Well, maybe 6th edition will make class-based magic items as relevant as the Know Alignment spells, but until then we have staffs of the woodlands, rods of the pact keeper, holy avengers, tomes of the silent tongue, necklaces of prayer beads, instruments of the bard, and a dozen wands and staffs that say class is a thing in the world. (While they're at it, they can get rid of the Books, Talismans, and Weapons that require certain alignments as well, since those are still a thing in the world too.)
 

(While they're at it, they can get rid of the Books, Talismans, and Weapons that require certain alignments as well, since those are still a thing in the world too.)
To be fair, there are several instances of alignment detection in the game. Raise dead lets a soul know what the alignment of their resurrector is, there's monsters that can get it,visiting the outer planes (especially dissonace rules), etc. Alignment's primary use, however, is for getting a rough idea of a person's personality, which is much more flexible than in the past.

Alignment was never completely removed from 5e, it was just removed as a method of enforcing classes and justifying genocidal attitudes with the paladin.
 

Well, maybe 6th edition will make class-based magic items as relevant as the Know Alignment spells, but until then we have staffs of the woodlands, rods of the pact keeper, holy avengers, tomes of the silent tongue, necklaces of prayer beads, instruments of the bard, and a dozen wands and staffs that say class is a thing in the world. (While they're at it, they can get rid of the Books, Talismans, and Weapons that require certain alignments as well, since those are still a thing in the world too.)

Why? Do I have to put them into my game, or are the there for me, as DM, to provide as treasure if I choose? And I may very well choose, because it fits the narrative and I have a character that's using the mechanics necessary. Just because those are there and reference the mechanical classes doesn't mean that they have bound fiction in game.
 

Still, it creates an odd place where a hypothetical monk-only item (sandals of the tiger step, let's call them) works for your Bourne superspy but not for Mouse's raging monastic guard.
 


Classes being a definite thing ing-game is the default of the D&D setting. Individual tables can easily do away with it. What is being argued about here, anyways?
 

Classes being a definite thing ing-game is the default of the D&D setting. Individual tables can easily do away with it. What is being argued about here, anyways?

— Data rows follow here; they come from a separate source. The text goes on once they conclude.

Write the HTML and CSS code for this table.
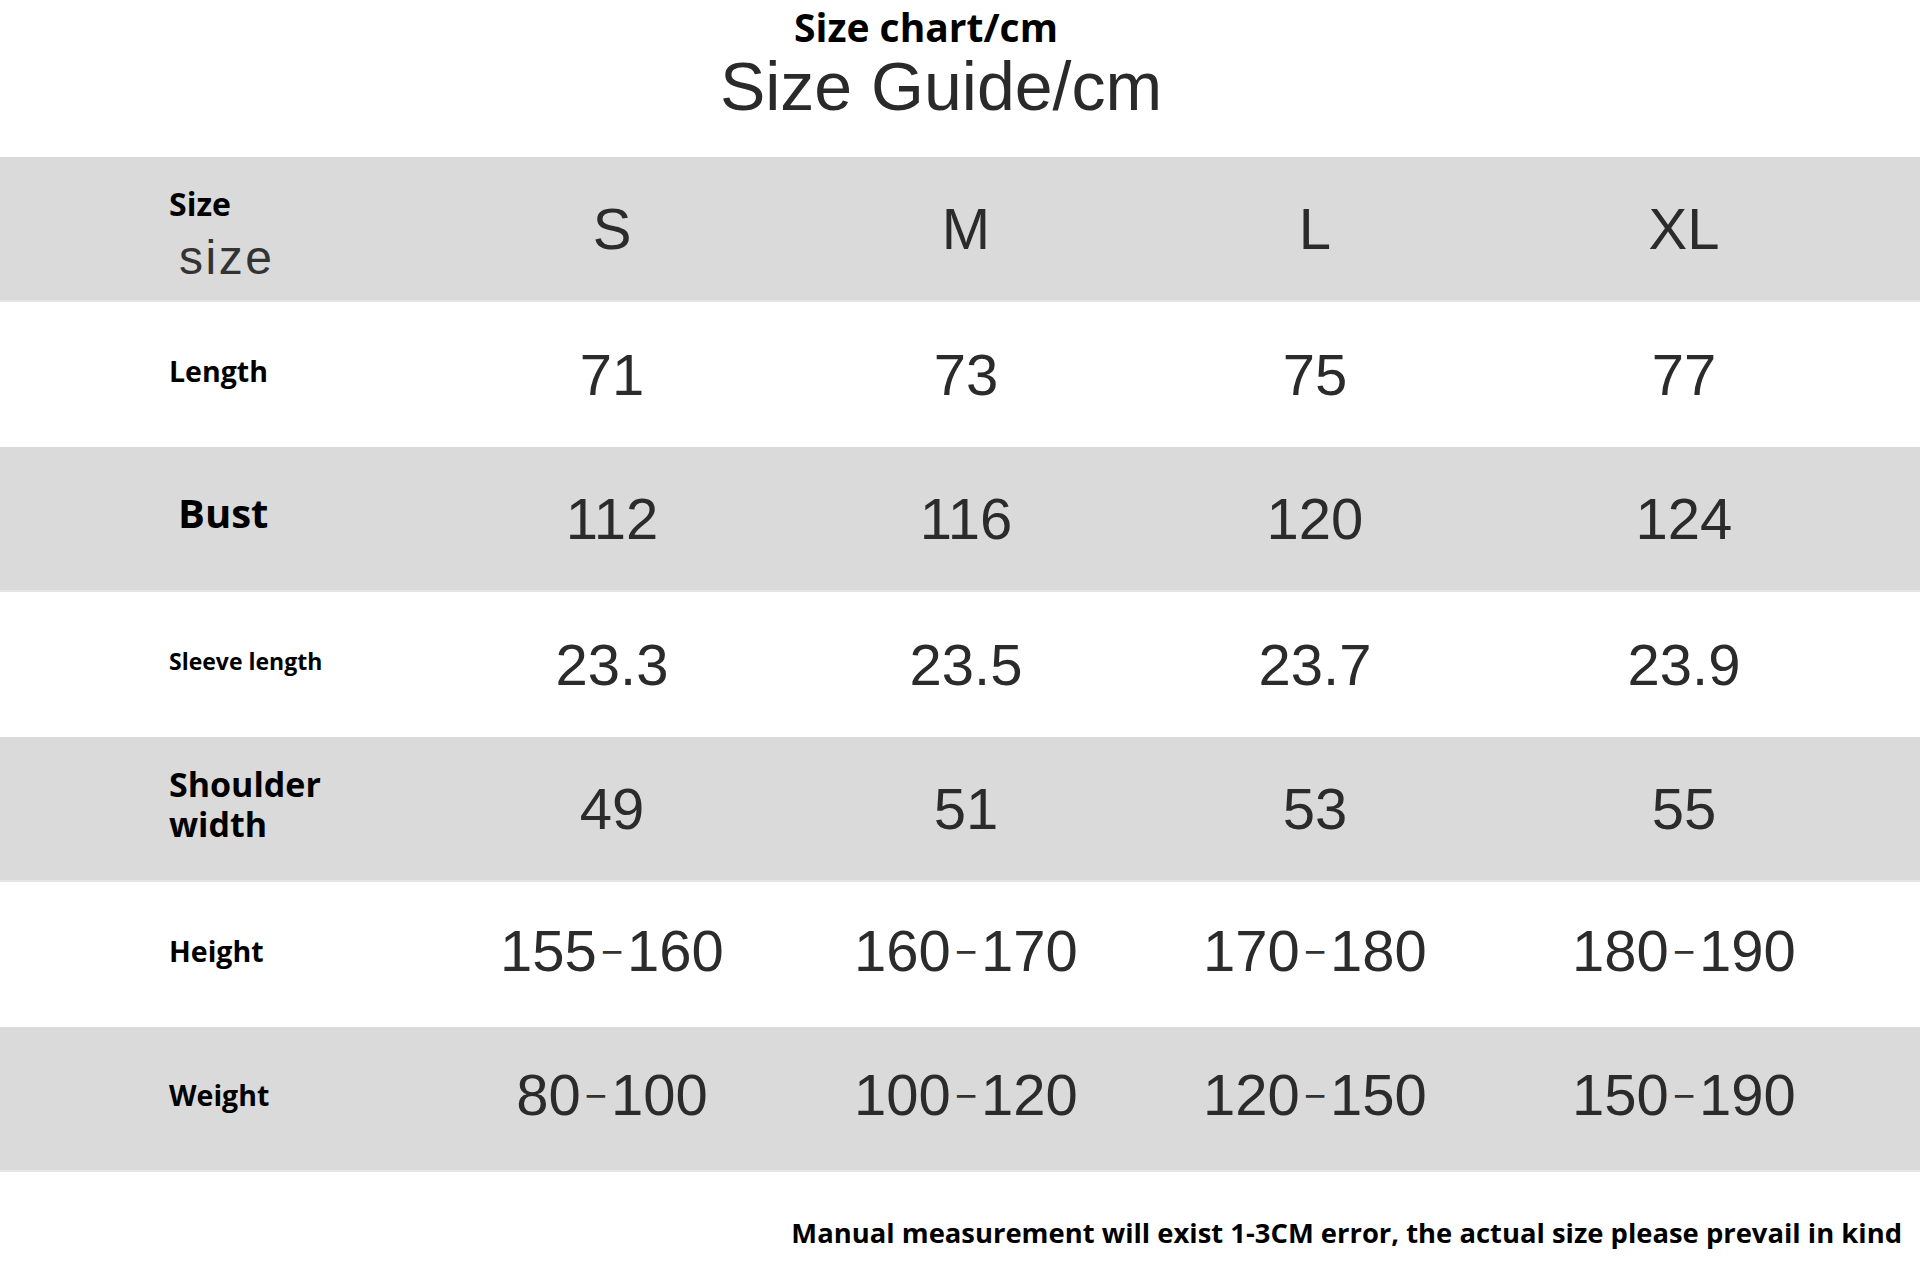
FILE: index.html
```html
<!DOCTYPE html>
<html lang="en">
<head>
<meta charset="utf-8">
<title>Size Guide</title>
<link rel="stylesheet" href="styles.css">
</head>
<body>
<div class="page">
  <header class="head">
    <div class="title-cn">Size chart/cm</div>
    <div class="title-en">Size Guide/cm</div>
  </header>
  <div class="chart">
    <div class="row gray">
      <div class="label label-size"><span class="size-b">Size</span><span class="size-r">size</span></div>
      <div class="val">S</div><div class="val">M</div><div class="val">L</div><div class="val">XL</div>
    </div>
    <div class="row">
      <div class="label fs-md">Length</div>
      <div class="val">71</div><div class="val">73</div><div class="val">75</div><div class="val">77</div>
    </div>
    <div class="row gray">
      <div class="label fs-lg">Bust</div>
      <div class="val">112</div><div class="val">116</div><div class="val">120</div><div class="val">124</div>
    </div>
    <div class="row">
      <div class="label fs-sm">Sleeve length</div>
      <div class="val">23.3</div><div class="val">23.5</div><div class="val">23.7</div><div class="val">23.9</div>
    </div>
    <div class="row gray">
      <div class="label fs-two"><span class="line">Shoulder</span><span class="line">width</span></div>
      <div class="val">49</div><div class="val">51</div><div class="val">53</div><div class="val">55</div>
    </div>
    <div class="row">
      <div class="label fs-md">Height</div>
      <div class="val">155<span class="dash">−</span>160</div><div class="val">160<span class="dash">−</span>170</div><div class="val">170<span class="dash">−</span>180</div><div class="val">180<span class="dash">−</span>190</div>
    </div>
    <div class="row gray">
      <div class="label fs-md">Weight</div>
      <div class="val">80<span class="dash">−</span>100</div><div class="val">100<span class="dash">−</span>120</div><div class="val">120<span class="dash">−</span>150</div><div class="val">150<span class="dash">−</span>190</div>
    </div>
  </div>
  <footer class="note">Manual measurement will exist 1-3CM error, the actual size please prevail in kind</footer>
</div>
</body>
</html>
```

FILE: styles.css
```css
html, body {
  margin: 0;
  padding: 0;
  background: #ffffff;
}
.page {
  width: 1920px;
  height: 1264px;
  overflow: hidden;
  display: flex;
  flex-direction: column;
}
.head {
  display: flex;
  flex-direction: column;
  align-items: center;
  height: 157px;
}
.title-cn {
  font-family: "Open Sans", "Noto Sans", sans-serif;
  font-weight: 700;
  font-size: 39px;
  line-height: 54px;
  color: #000;
  margin-right: 68px;
}
.title-en {
  font-family: "Liberation Sans", Arial, sans-serif;
  font-size: 68px;
  line-height: 80px;
  color: #2a2a2a;
  margin-right: 38px;
  margin-top: -8px;
}
.chart {
  display: flex;
  flex-direction: column;
}
.row {
  display: grid;
  grid-template-columns: 440px 344px 364px 334px 404px 1fr;
  height: 145px;
  align-items: center;
  box-sizing: border-box;
  background: #ffffff;
}
.row.gray {
  background: #dadada;
  border-bottom: 2px solid #e6e6e6;
}
.label {
  font-family: "Open Sans", "Noto Sans", sans-serif;
  font-weight: 700;
  color: #000;
  padding-left: 169px;
  padding-bottom: 8px;
}
.label-size {
  display: flex;
  flex-direction: column;
  padding-bottom: 0;
  padding-top: 16px;
}
.size-b {
  font-size: 32px;
  line-height: 38px;
}
.size-r {
  font-family: "Liberation Sans", Arial, sans-serif;
  font-weight: 400;
  font-size: 48px;
  line-height: 62px;
  letter-spacing: 2.5px;
  color: #333;
  padding-left: 10px;
  margin-top: 4px;
}
.fs-sm { font-size: 23px; line-height: 32px; }
.fs-md { font-size: 28.5px; line-height: 36px; }
.fs-lg { font-size: 40px; line-height: 48px; padding-left: 178px; padding-bottom: 12px; }
.fs-two {
  font-size: 34px;
  line-height: 40px;
  padding-bottom: 10px;
  display: flex;
  flex-direction: column;
}
.val {
  font-family: "Liberation Sans", Arial, sans-serif;
  font-size: 58px;
  line-height: 66px;
  color: #2b2b2b;
  text-align: center;
}
.dash {
  display: inline-block;
  font-size: 38px;
  color: #333;
  margin: 0 4px;
  transform: translateY(-6px);
}
.note {
  font-family: "Open Sans", "Noto Sans", sans-serif;
  font-weight: 700;
  font-size: 27.4px;
  line-height: 38px;
  color: #000;
  text-align: right;
  padding-right: 18px;
  padding-top: 42px;
}
```
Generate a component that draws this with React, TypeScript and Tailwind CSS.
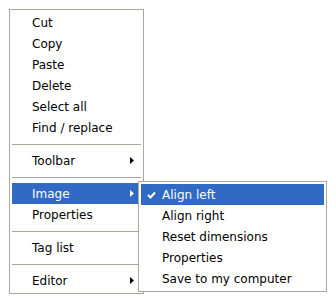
import React from "react";

type Item = { label: string; sub?: boolean; active?: boolean } | "sep";

const mainItems: Item[] = [
  { label: "Cut" },
  { label: "Copy" },
  { label: "Paste" },
  { label: "Delete" },
  { label: "Select all" },
  { label: "Find / replace" },
  "sep",
  { label: "Toolbar", sub: true },
  "sep",
  { label: "Image", sub: true, active: true },
  { label: "Properties" },
  "sep",
  { label: "Tag list" },
  "sep",
  { label: "Editor", sub: true },
];

const subItems = [
  { label: "Align left", checked: true, active: true },
  { label: "Align right" },
  { label: "Reset dimensions" },
  { label: "Properties" },
  { label: "Save to my computer" },
];

const Arrow = ({ white }: { white?: boolean }) => (
  <svg width="4" height="7" viewBox="0 0 4 7" className="shrink-0">
    <path d="M0 0 L4 3.5 L0 7 Z" fill={white ? "#ffffff" : "#000000"} />
  </svg>
);

const Check = () => (
  <svg width="9" height="8" viewBox="0 0 9 8" className="absolute left-[6px] top-[7px]">
    <path d="M1 4 L3.5 6.5 L8 1.5" stroke="#ffffff" strokeWidth="2" fill="none" />
  </svg>
);

export default function App() {
  return (
    <div
      className="relative w-[336px] h-[299px] bg-white pt-[9px] pl-[9px] text-[12px] text-black"
      style={{ fontFamily: '"DejaVu Sans", sans-serif' }}
    >
      {/* main context menu */}
      <div className="w-[135px] border border-[#aca899] bg-white p-[2px]">
        {mainItems.map((it, i) =>
          it === "sep" ? (
            <div key={i} className="h-[12px] pt-[6px]">
              <div className="h-px bg-[#aca899]" />
            </div>
          ) : (
            <div
              key={i}
              className={
                "h-[21px] flex items-center justify-between pl-[20px] pr-[7px] " +
                (it.active ? "bg-[#316ac5] text-white" : "")
              }
            >
              <span>{it.label}</span>
              {it.sub && <Arrow white={it.active} />}
            </div>
          )
        )}
      </div>

      {/* Image submenu */}
      <div className="absolute left-[138px] top-[181px] w-[189px] border border-[#aca899] bg-white p-[2px]">
        {subItems.map((it, i) => (
          <div
            key={i}
            className={
              "relative h-[21px] flex items-center pl-[21px] " +
              (it.active ? "bg-[#316ac5] text-white" : "")
            }
          >
            {it.checked && <Check />}
            <span>{it.label}</span>
          </div>
        ))}
      </div>
    </div>
  );
}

Are they? I can hew exactly to the fluff in every location and still not come to the conclusion that classes are a known and accepted thing inside the fiction. I'll grant you that is seems to imply that, but given that no one but the PCs have to use classes, it's hard to say that the fiction must exist. There could be, at any given time, only the members of the party that have classes in the entire game world, and that would still fit the fluff in the game.
 

Are they? I can hew exactly to the fluff in every location and still not come to the conclusion that classes are a known and accepted thing inside the fiction. I'll grant you that is seems to imply that, but given that no one but the PCs have to use classes, it's hard to say that the fiction must exist. There could be, at any given time, only the members of the party that have classes in the entire game world, and that would still fit the fluff in the game.
NPCs are a bit of a fuzzy spot. To me, there are two types of NPCs: those who emulate a core class, and those who are generic people.

For example, the archmage is clearly a wizard simplified with the fiddly bits (like subclass) removed. The same could be said of the mage, assassin, spy, druid, priest, or berserker; they are simplified versions of wizards, clerics, druids, or rogues and can represent those classes without needing all the bells and whistles. You can also use the class rules to build NPCs; lots of NPCs in ToD have class features like action surge or cunning action.

Of course, not all NPCs are classed as fighters or rogues, which is why commoner, guard, or bandit exist. But there is nothing that says PCs and only PCs use the classes.